Start of INFORMATION GIVEN
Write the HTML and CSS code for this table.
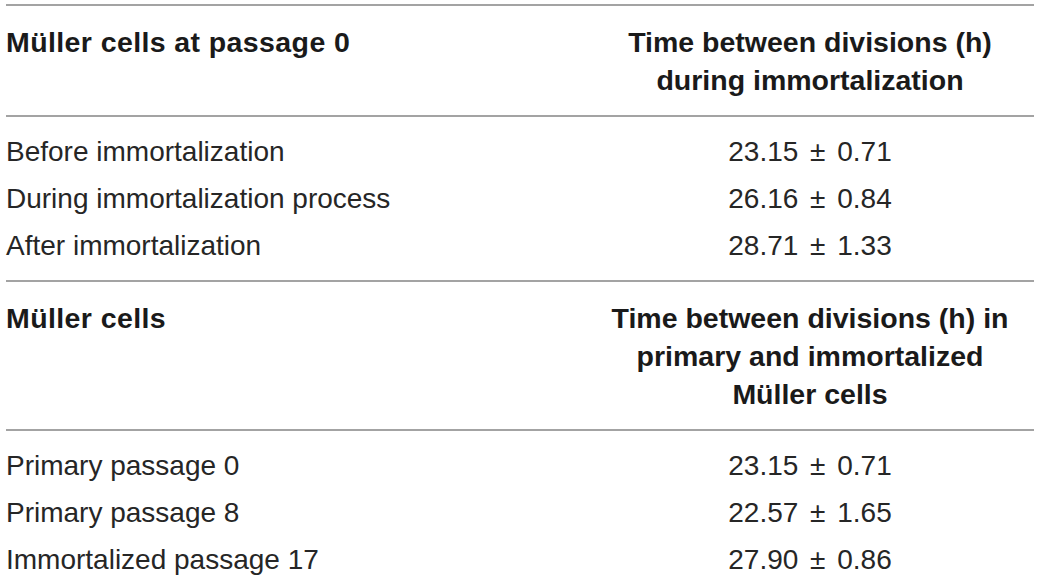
FILE: index.html
```html
<!DOCTYPE html>
<html lang="en">
<head>
<meta charset="utf-8">
<title>Müller cells division times</title>
<link rel="stylesheet" href="styles.css">
</head>
<body>
<table class="data">
  <tbody class="section">
    <tr class="head">
      <th class="label">Müller cells at passage 0</th>
      <th class="value">Time between divisions (h)<br>during immortalization</th>
    </tr>
    <tr class="row first">
      <td class="label">Before immortalization</td>
      <td class="value">23.15 <span class="pm">±</span> 0.71</td>
    </tr>
    <tr class="row">
      <td class="label">During immortalization process</td>
      <td class="value">26.16 <span class="pm">±</span> 0.84</td>
    </tr>
    <tr class="row last">
      <td class="label">After immortalization</td>
      <td class="value">28.71 <span class="pm">±</span> 1.33</td>
    </tr>
  </tbody>
  <tbody class="section">
    <tr class="head">
      <th class="label">Müller cells</th>
      <th class="value">Time between divisions (h) in<br>primary and immortalized<br>Müller cells</th>
    </tr>
    <tr class="row first">
      <td class="label">Primary passage 0</td>
      <td class="value">23.15 <span class="pm">±</span> 0.71</td>
    </tr>
    <tr class="row">
      <td class="label">Primary passage 8</td>
      <td class="value">22.57 <span class="pm">±</span> 1.65</td>
    </tr>
    <tr class="row last">
      <td class="label">Immortalized passage 17</td>
      <td class="value">27.90 <span class="pm">±</span> 0.86</td>
    </tr>
  </tbody>
</table>
</body>
</html>
```
FILE: styles.css
```css
html, body {
  margin: 0;
  padding: 0;
  background: #ffffff;
}

body {
  padding: 4px 6px 0 6px;
  font-family: "Liberation Sans", Arial, sans-serif;
  color: #262626;
}

.data {
  width: 1028px;
  border-collapse: collapse;
  table-layout: fixed;
}

.data th,
.data td {
  padding: 0;
  font-size: 28px;
}

.data th {
  font-weight: bold;
  font-size: 28.5px;
  line-height: 38px;
  color: #1a1a1a;
  vertical-align: top;
  white-space: nowrap;
}

.data th.label {
  letter-spacing: 0.4px;
}

.data .label {
  width: 580px;
  text-align: left;
}

.data .value {
  text-align: center;
}

.head th {
  border-top: 2px solid #a3a3a3;
  border-bottom: 2px solid #a3a3a3;
  padding-top: 17px;
  padding-bottom: 16px;
}

.row td {
  font-weight: normal;
  line-height: 47px;
  white-space: nowrap;
}

.pm {
  display: inline-block;
  margin: 0 4px;
}

.row.first td {
  padding-top: 11px;
}

.row.last td {
  padding-bottom: 11px;
}
```
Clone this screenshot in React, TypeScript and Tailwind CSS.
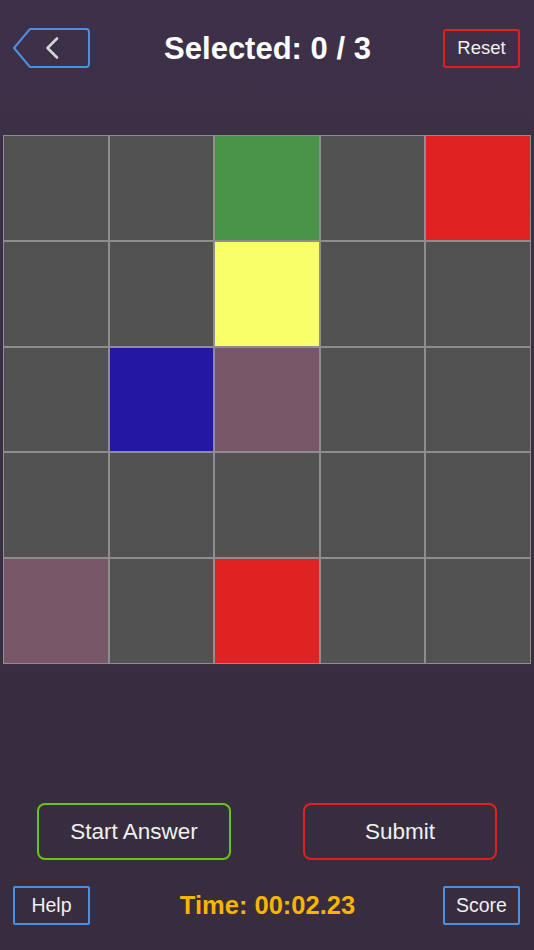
import React from "react";

const cells: string[] = [
  "bg-[#525252]", "bg-[#525252]", "bg-[#4a9449]", "bg-[#525252]", "bg-[#e02222]",
  "bg-[#525252]", "bg-[#525252]", "bg-[#f9ff68]", "bg-[#525252]", "bg-[#525252]",
  "bg-[#525252]", "bg-[#2418a2]", "bg-[#785868]", "bg-[#525252]", "bg-[#525252]",
  "bg-[#525252]", "bg-[#525252]", "bg-[#525252]", "bg-[#525252]", "bg-[#525252]",
  "bg-[#785868]", "bg-[#525252]", "bg-[#e02222]", "bg-[#525252]", "bg-[#525252]",
];

function BackButton() {
  return (
    <button className="w-[77px] h-[40px]">
      <svg width="77" height="40" viewBox="0 0 77 40" fill="none">
        <path
          d="M17 1 H73 Q76 1 76 4 V36 Q76 39 73 39 H17 L1 20 Z"
          stroke="#4a8fe0"
          strokeWidth="2"
          strokeLinejoin="round"
        />
        <path
          d="M44 10.5 L34.5 20 L44 29.5"
          stroke="#d4d4d4"
          strokeWidth="2.6"
          strokeLinecap="round"
          strokeLinejoin="round"
        />
      </svg>
    </button>
  );
}

export default function App() {
  return (
    <div
      className="w-[534px] h-[950px] flex flex-col bg-gradient-to-b from-[#3d3048] to-[#372d3e] text-white overflow-hidden"
      style={{ fontFamily: "'Liberation Sans', Arial, sans-serif" }}
    >
      <div className="flex items-center justify-between pt-[28px] pl-[13px] pr-[14px] h-[68px]">
        <BackButton />
        <div className="text-[31px] font-bold leading-none ml-[2px]">Selected: 0 / 3</div>
        <button className="w-[77px] h-[39px] border-2 border-[#e02020] rounded-[3px] text-[18.5px] text-[#f0f0f0]">
          Reset
        </button>
      </div>

      <div className="mt-[67px] ml-[3px] w-[528px] grid grid-cols-5">
        {cells.map((c, i) => (
          <div key={i} className={`h-[105.8px] border border-[#8e8e8e] ${c}`} />
        ))}
      </div>

      <div className="mt-[139px] flex justify-between pl-[37px] pr-[37px]">
        <button className="w-[194px] h-[57px] border-2 border-[#6cc21c] rounded-[8px] text-[22.5px] text-[#f0f0f0]">
          Start Answer
        </button>
        <button className="w-[194px] h-[57px] border-2 border-[#e02020] rounded-[8px] text-[22.5px] text-[#f0f0f0]">
          Submit
        </button>
      </div>

      <div className="mt-[26px] flex items-center justify-between pl-[13px] pr-[14px]">
        <button className="w-[77px] h-[39px] border-2 border-[#4a8fe0] rounded-[2px] text-[19.5px] text-[#f0f0f0]">
          Help
        </button>
        <div className="text-[25.5px] font-bold text-[#f7b500] leading-none ml-[2px]">Time: 00:02.23</div>
        <button className="w-[77px] h-[39px] border-2 border-[#4a8fe0] rounded-[2px] text-[19.5px] text-[#f0f0f0]">
          Score
        </button>
      </div>
    </div>
  );
}
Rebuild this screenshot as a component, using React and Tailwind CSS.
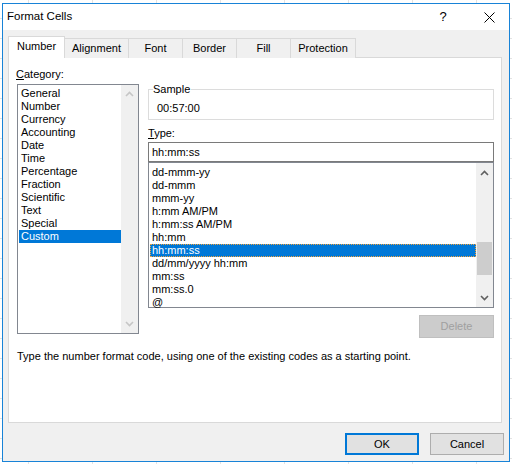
import React from "react";

const categories = [
  "General",
  "Number",
  "Currency",
  "Accounting",
  "Date",
  "Time",
  "Percentage",
  "Fraction",
  "Scientific",
  "Text",
  "Special",
  "Custom",
];

const types = [
  "dd-mmm-yy",
  "dd-mmm",
  "mmm-yy",
  "h:mm AM/PM",
  "h:mm:ss AM/PM",
  "hh:mm",
  "hh:mm:ss",
  "dd/mm/yyyy hh:mm",
  "mm:ss",
  "mm:ss.0",
  "@",
];

const tabs = [
  { label: "Number", w: "w-[57px]" },
  { label: "Alignment", w: "w-[64px]" },
  { label: "Font", w: "w-[54px]" },
  { label: "Border", w: "w-[54px]" },
  { label: "Fill", w: "w-[54px]" },
  { label: "Protection", w: "w-[65px]" },
];

function Chevron({ up, color }) {
  return (
    <svg width="9" height="6" viewBox="0 0 9 6">
      <polyline
        points={up ? "1,5 4.5,1.5 8,5" : "1,1 4.5,4.5 8,1"}
        fill="none"
        stroke={color}
        strokeWidth="1.6"
      />
    </svg>
  );
}

export default function App() {
  return (
    <div
      className="w-[512px] h-[464px] bg-white pt-[3px] pl-[2px] bg-[linear-gradient(to_right,#e3e3e3_1px,transparent_1px),linear-gradient(to_bottom,#e3e3e3_1px,transparent_1px)] bg-[size:64px_20px] bg-[position:28px_18px]"
      style={{ fontFamily: '"Segoe UI", "Liberation Sans", Arial, sans-serif' }}
    >
      <div className="w-[508px] h-[459px] border border-[#1883d7] bg-[#f0f0f0] flex flex-col text-[11px] text-black">
        {/* title bar */}
        <div className="h-[26px] bg-white flex items-center pl-[4px] shrink-0">
          <span className="text-[11.5px]">Format Cells</span>
          <span className="ml-auto w-[14px] text-center text-[13px]">?</span>
          <svg className="ml-[34px] mr-[14px]" width="11" height="11" viewBox="0 0 11 11">
            <path d="M0.5 0.5 L10.5 10.5 M10.5 0.5 L0.5 10.5" stroke="#000" strokeWidth="1" />
          </svg>
        </div>

        <div className="flex-1 px-[5px] pt-[6px] flex flex-col">
          {/* tabs */}
          <div className="flex items-end h-[22px] relative z-10 -mb-px">
            {tabs.map((t, i) =>
              i === 0 ? (
                <div
                  key={t.label}
                  className={`${t.w} h-[22px] bg-white border border-b-0 border-[#d9d9d9] flex items-center justify-center pb-[2px]`}
                >
                  {t.label}
                </div>
              ) : (
                <div
                  key={t.label}
                  className={`${t.w} h-[20px] bg-[#f0f0f0] border border-l-0 border-b-0 border-[#d9d9d9] flex items-center justify-center`}
                >
                  {t.label}
                </div>
              )
            )}
          </div>

          {/* panel */}
          <div className="w-[494px] h-[366px] bg-white border border-[#d9d9d9] flex flex-col pl-[7px]">
            <div className="flex pt-[7px]">
              {/* category column */}
              <div className="w-[130px] flex flex-col">
                <div className="h-[18px] leading-[18px]">
                  <span className="underline">C</span>ategory:
                </div>
                <div className="mt-[1px] ml-[1px] w-[122px] h-[250px] border border-[#828790] flex">
                  <div className="flex-1 pt-[2px] pl-[1px]">
                    {categories.map((c) => (
                      <div
                        key={c}
                        className={`h-[13px] leading-[13px] pl-[2px] ${
                          c === "Custom" ? "bg-[#0078d7] text-white" : ""
                        }`}
                      >
                        {c}
                      </div>
                    ))}
                  </div>
                  <div className="w-[17px] bg-[#f0f0f0] flex flex-col items-center justify-between py-[6px]">
                    <Chevron up color="#c6c6c6" />
                    <Chevron color="#c6c6c6" />
                  </div>
                </div>
              </div>

              {/* right column */}
              <div className="w-[346px] ml-[2px] flex flex-col">
                <div className="relative mt-[24px] h-[31px] border border-[#dcdcdc]">
                  <span className="absolute -top-[8px] left-[4px] bg-white pr-[1px] leading-[14px]">
                    Sample
                  </span>
                  <div className="pt-[11px] pl-[8px] leading-[14px]">00:57:00</div>
                </div>
                <div className="mt-[6px] h-[14px] leading-[14px]">
                  <span className="underline">T</span>ype:
                </div>
                <div className="mt-[2px] h-[20px] border border-[#7a7a7a] flex items-center pl-[3px]">
                  hh:mm:ss
                </div>
                <div className="h-[146px] border border-[#828790] flex">
                  <div className="flex-1 pt-[3px] pl-[1px]">
                    {types.map((t) => (
                      <div
                        key={t}
                        className={`h-[13px] leading-[13px] pl-[2px] ${
                          t === "hh:mm:ss"
                            ? "bg-[#0078d7] text-white outline-1 outline-dotted outline-[#f2a23a] -outline-offset-1"
                            : ""
                        }`}
                      >
                        {t}
                      </div>
                    ))}
                  </div>
                  <div className="w-[17px] bg-[#f0f0f0] flex flex-col items-center pt-[7px] pb-[6px]">
                    <Chevron up color="#606060" />
                    <div className="mt-[66px] w-[15px] h-[33px] bg-[#cdcdcd]" />
                    <div className="flex-1" />
                    <Chevron color="#606060" />
                  </div>
                </div>
                <div className="flex justify-end mt-[7px]">
                  <div className="w-[75px] h-[23px] bg-[#cccccc] border border-[#bfbfbf] text-[#a0a0a0] flex items-center justify-center">
                    Delete
                  </div>
                </div>
              </div>
            </div>
            <div className="mt-[11px] pl-[1px] leading-[14px]">
              Type the number format code, using one of the existing codes as a starting point.
            </div>
          </div>

          {/* buttons */}
          <div className="flex justify-end gap-[11px] mt-[10px]">
            <div className="w-[74px] h-[22px] bg-[#e1e1e1] border-2 border-[#0078d7] flex items-center justify-center">
              OK
            </div>
            <div className="w-[74px] h-[22px] bg-[#e1e1e1] border border-[#adadad] flex items-center justify-center">
              Cancel
            </div>
          </div>
        </div>
      </div>
    </div>
  );
}
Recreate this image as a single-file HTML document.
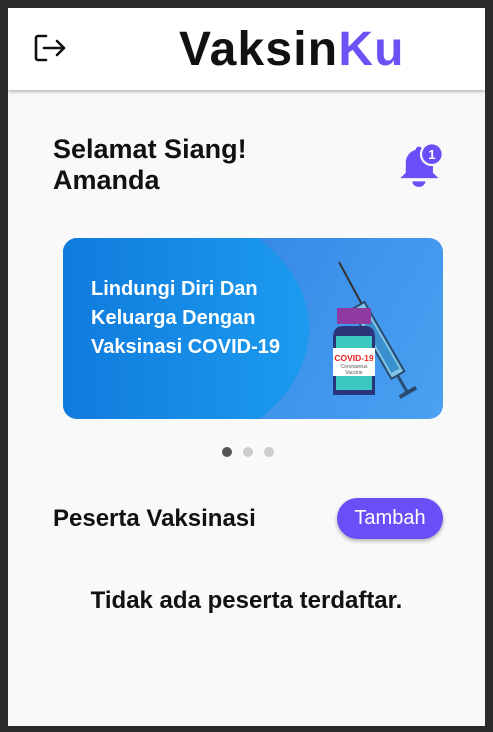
End of INFORMATION GIVEN
WRITTEN TASK:
Read the data above. Pull out each line in which the string "this" appears.

EXERCISE OUTPUT:
Write the HTML and CSS code for this table.
Clone this screenshot in React, TypeScript and Tailwind CSS.
Rebuild this screenshot as a component, using React and Tailwind CSS.
Recreate this image as a single-file HTML document.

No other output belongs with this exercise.